Short task: Repeat, exactly and in full, the lines of the listing below, but without any pictures.

Dataset section:

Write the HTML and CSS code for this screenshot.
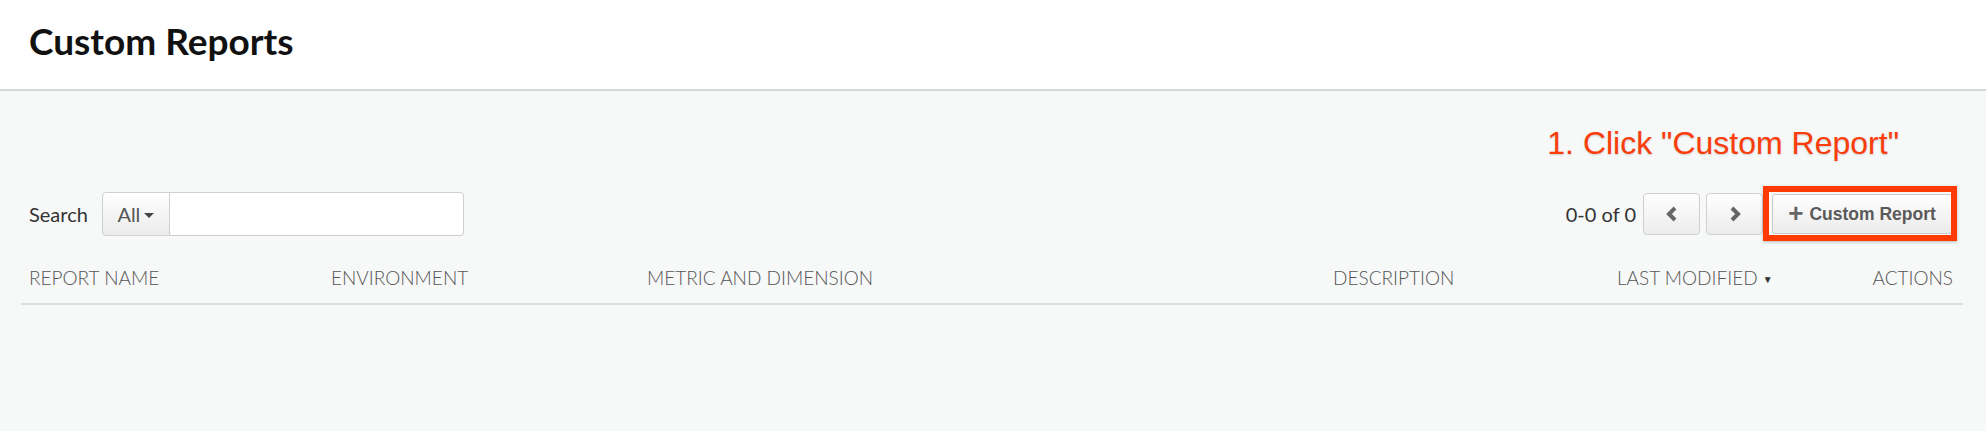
FILE: index.html
```html
<!DOCTYPE html>
<html>
<head>
<meta charset="utf-8">
<link rel="stylesheet" href="styles.css">
</head>
<body>
<header class="page-header">
  <h1 class="page-title">Custom Reports</h1>
</header>
<main class="content">
  <div class="callout-row">
    <span class="callout">1. Click "Custom Report"</span>
  </div>
  <div class="toolbar">
    <div class="search">
      <span class="search-label">Search</span>
      <div class="search-group">
        <button class="scope-btn">All <span class="caret"></span></button>
        <input class="search-input" type="text">
      </div>
    </div>
    <div class="pager">
      <span class="count">0-0 of 0</span>
      <button class="page-btn" aria-label="Previous">
        <svg width="14" height="16" viewBox="0 0 14 16"><path d="M10 2 L4 8 L10 14" fill="none" stroke="#666" stroke-width="4" stroke-linejoin="miter"/></svg>
      </button>
      <button class="page-btn" aria-label="Next">
        <svg width="14" height="16" viewBox="0 0 14 16"><path d="M4 2 L10 8 L4 14" fill="none" stroke="#666" stroke-width="4" stroke-linejoin="miter"/></svg>
      </button>
      <div class="add-wrap">
        <button class="add-btn"><span class="plus">+</span>Custom Report</button>
        <span class="highlight"></span>
      </div>
    </div>
  </div>
  <div class="thead">
    <div class="th">REPORT NAME</div>
    <div class="th">ENVIRONMENT</div>
    <div class="th">METRIC AND DIMENSION</div>
    <div class="th">DESCRIPTION</div>
    <div class="th">LAST MODIFIED <span class="sort">&#9660;</span></div>
    <div class="th th-right">ACTIONS</div>
  </div>
</main>
</body>
</html>
```

FILE: styles.css
```css
html, body {
  margin: 0;
  padding: 0;
}
body {
  background: #f7f8f8;
  font-family: Lato, "Open Sans", sans-serif;
  width: 1986px;
  height: 431px;
  overflow: hidden;
}
.page-header {
  background: #ffffff;
  height: 91px;
  border-bottom: 2px solid #d6d7d7;
  box-sizing: border-box;
  display: flex;
  align-items: center;
  padding: 0 0 8px 29px;
}
.page-title {
  margin: 0;
  font-size: 37px;
  font-weight: 700;
  color: #111;
  letter-spacing: 0;
}
.content {
  padding: 0 23px 0 21px;
}
.callout-row {
  display: flex;
  justify-content: flex-end;
  padding: 32px 64px 0 0;
  height: 52px;
}
.callout {
  font-family: "Liberation Sans", Arial, sans-serif;
  font-size: 32px;
  color: #fb3d0a;
  line-height: 40px;
  text-shadow: 0 1px 2px rgba(0,0,0,0.18);
}
.toolbar {
  display: flex;
  justify-content: space-between;
  align-items: center;
  margin-top: 17px;
  height: 44px;
}
.search {
  display: flex;
  align-items: center;
  padding-left: 8px;
}
.search-label {
  font-size: 20px;
  color: #333;
  margin-right: 14px;
}
.search-group {
  display: flex;
  height: 44px;
}
.scope-btn {
  width: 68px;
  height: 44px;
  border: 1px solid #cfd0d0;
  border-radius: 4px 0 0 4px;
  background: linear-gradient(#ffffff, #ebebeb);
  font-family: Lato, sans-serif;
  font-size: 20px;
  color: #555;
  display: flex;
  align-items: center;
  justify-content: center;
  gap: 4px;
  padding: 0;
}
.caret {
  width: 0;
  height: 0;
  border-left: 5px solid transparent;
  border-right: 5px solid transparent;
  border-top: 5px solid #444;
  margin-top: 2px;
}
.search-input {
  width: 294px;
  height: 44px;
  box-sizing: border-box;
  border: 1px solid #cfd0d0;
  border-left: none;
  border-radius: 0 4px 4px 0;
  background: #fff;
  margin: 0;
  outline: none;
}
.pager {
  display: flex;
  align-items: center;
  padding-right: 11px;
}
.count {
  font-size: 20px;
  color: #333;
  margin-right: 7px;
}
.page-btn {
  width: 57px;
  height: 42px;
  border: 1px solid #cfd0d0;
  border-radius: 4px;
  background: linear-gradient(#ffffff, #ececec);
  display: flex;
  align-items: center;
  justify-content: center;
  padding: 0;
  margin-right: 6px;
}
.page-btn + .page-btn {
  margin-right: 9px;
}
.add-wrap {
  position: relative;
  display: flex;
}
.add-btn {
  width: 180px;
  height: 40px;
  border: 1px solid #c8c9c9;
  border-radius: 3px;
  background: linear-gradient(#ffffff, #ebebeb);
  font-family: "Liberation Sans", Arial, sans-serif;
  font-weight: 700;
  font-size: 17.5px;
  color: #5a5a5a;
  display: flex;
  align-items: center;
  justify-content: center;
  padding: 0;
  gap: 6px;
}
.plus {
  font-weight: 700;
  font-size: 26px;
  line-height: 20px;
  color: #666;
  margin-top: -2px;
}
.highlight {
  position: absolute;
  left: -9px;
  right: -5px;
  top: -8px;
  bottom: -7px;
  border: 6px solid #ff3a00;
  box-shadow: 0 1px 3px rgba(0,0,0,0.25);
  pointer-events: none;
}
.thead {
  display: grid;
  grid-template-columns: 302px 316px 686px 284px 1fr auto;
  margin-top: 22px;
  height: 38px;
  padding-bottom: 7px;
  align-items: center;
  border-bottom: 2px solid #dcdddd;
}
.th {
  font-size: 19px;
  font-weight: 300;
  color: #555;
  padding: 0 10px 0 8px;
  white-space: nowrap;
}
.th-right {
  text-align: right;
}
.sort {
  font-size: 10px;
  color: #333;
  vertical-align: 2px;
}
```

Written reply:
Write the HTML and CSS code for this screenshot.
FILE: index.html
```html
<!DOCTYPE html>
<html>
<head>
<meta charset="utf-8">
<link rel="stylesheet" href="styles.css">
</head>
<body>
<header class="page-header">
  <h1 class="page-title">Custom Reports</h1>
</header>
<main class="content">
  <div class="callout-row">
    <span class="callout">1. Click "Custom Report"</span>
  </div>
  <div class="toolbar">
    <div class="search">
      <span class="search-label">Search</span>
      <div class="search-group">
        <button class="scope-btn">All <span class="caret"></span></button>
        <input class="search-input" type="text">
      </div>
    </div>
    <div class="pager">
      <span class="count">0-0 of 0</span>
      <button class="page-btn" aria-label="Previous">
        <svg width="14" height="16" viewBox="0 0 14 16"><path d="M10 2 L4 8 L10 14" fill="none" stroke="#666" stroke-width="4" stroke-linejoin="miter"/></svg>
      </button>
      <button class="page-btn" aria-label="Next">
        <svg width="14" height="16" viewBox="0 0 14 16"><path d="M4 2 L10 8 L4 14" fill="none" stroke="#666" stroke-width="4" stroke-linejoin="miter"/></svg>
      </button>
      <div class="add-wrap">
        <button class="add-btn"><span class="plus">+</span>Custom Report</button>
        <span class="highlight"></span>
      </div>
    </div>
  </div>
  <div class="thead">
    <div class="th">REPORT NAME</div>
    <div class="th">ENVIRONMENT</div>
    <div class="th">METRIC AND DIMENSION</div>
    <div class="th">DESCRIPTION</div>
    <div class="th">LAST MODIFIED <span class="sort">&#9660;</span></div>
    <div class="th th-right">ACTIONS</div>
  </div>
</main>
</body>
</html>
```

FILE: styles.css
```css
html, body {
  margin: 0;
  padding: 0;
}
body {
  background: #f7f8f8;
  font-family: Lato, "Open Sans", sans-serif;
  width: 1986px;
  height: 431px;
  overflow: hidden;
}
.page-header {
  background: #ffffff;
  height: 91px;
  border-bottom: 2px solid #d6d7d7;
  box-sizing: border-box;
  display: flex;
  align-items: center;
  padding: 0 0 8px 29px;
}
.page-title {
  margin: 0;
  font-size: 37px;
  font-weight: 700;
  color: #111;
  letter-spacing: 0;
}
.content {
  padding: 0 23px 0 21px;
}
.callout-row {
  display: flex;
  justify-content: flex-end;
  padding: 32px 64px 0 0;
  height: 52px;
}
.callout {
  font-family: "Liberation Sans", Arial, sans-serif;
  font-size: 32px;
  color: #fb3d0a;
  line-height: 40px;
  text-shadow: 0 1px 2px rgba(0,0,0,0.18);
}
.toolbar {
  display: flex;
  justify-content: space-between;
  align-items: center;
  margin-top: 17px;
  height: 44px;
}
.search {
  display: flex;
  align-items: center;
  padding-left: 8px;
}
.search-label {
  font-size: 20px;
  color: #333;
  margin-right: 14px;
}
.search-group {
  display: flex;
  height: 44px;
}
.scope-btn {
  width: 68px;
  height: 44px;
  border: 1px solid #cfd0d0;
  border-radius: 4px 0 0 4px;
  background: linear-gradient(#ffffff, #ebebeb);
  font-family: Lato, sans-serif;
  font-size: 20px;
  color: #555;
  display: flex;
  align-items: center;
  justify-content: center;
  gap: 4px;
  padding: 0;
}
.caret {
  width: 0;
  height: 0;
  border-left: 5px solid transparent;
  border-right: 5px solid transparent;
  border-top: 5px solid #444;
  margin-top: 2px;
}
.search-input {
  width: 294px;
  height: 44px;
  box-sizing: border-box;
  border: 1px solid #cfd0d0;
  border-left: none;
  border-radius: 0 4px 4px 0;
  background: #fff;
  margin: 0;
  outline: none;
}
.pager {
  display: flex;
  align-items: center;
  padding-right: 11px;
}
.count {
  font-size: 20px;
  color: #333;
  margin-right: 7px;
}
.page-btn {
  width: 57px;
  height: 42px;
  border: 1px solid #cfd0d0;
  border-radius: 4px;
  background: linear-gradient(#ffffff, #ececec);
  display: flex;
  align-items: center;
  justify-content: center;
  padding: 0;
  margin-right: 6px;
}
.page-btn + .page-btn {
  margin-right: 9px;
}
.add-wrap {
  position: relative;
  display: flex;
}
.add-btn {
  width: 180px;
  height: 40px;
  border: 1px solid #c8c9c9;
  border-radius: 3px;
  background: linear-gradient(#ffffff, #ebebeb);
  font-family: "Liberation Sans", Arial, sans-serif;
  font-weight: 700;
  font-size: 17.5px;
  color: #5a5a5a;
  display: flex;
  align-items: center;
  justify-content: center;
  padding: 0;
  gap: 6px;
}
.plus {
  font-weight: 700;
  font-size: 26px;
  line-height: 20px;
  color: #666;
  margin-top: -2px;
}
.highlight {
  position: absolute;
  left: -9px;
  right: -5px;
  top: -8px;
  bottom: -7px;
  border: 6px solid #ff3a00;
  box-shadow: 0 1px 3px rgba(0,0,0,0.25);
  pointer-events: none;
}
.thead {
  display: grid;
  grid-template-columns: 302px 316px 686px 284px 1fr auto;
  margin-top: 22px;
  height: 38px;
  padding-bottom: 7px;
  align-items: center;
  border-bottom: 2px solid #dcdddd;
}
.th {
  font-size: 19px;
  font-weight: 300;
  color: #555;
  padding: 0 10px 0 8px;
  white-space: nowrap;
}
.th-right {
  text-align: right;
}
.sort {
  font-size: 10px;
  color: #333;
  vertical-align: 2px;
}
```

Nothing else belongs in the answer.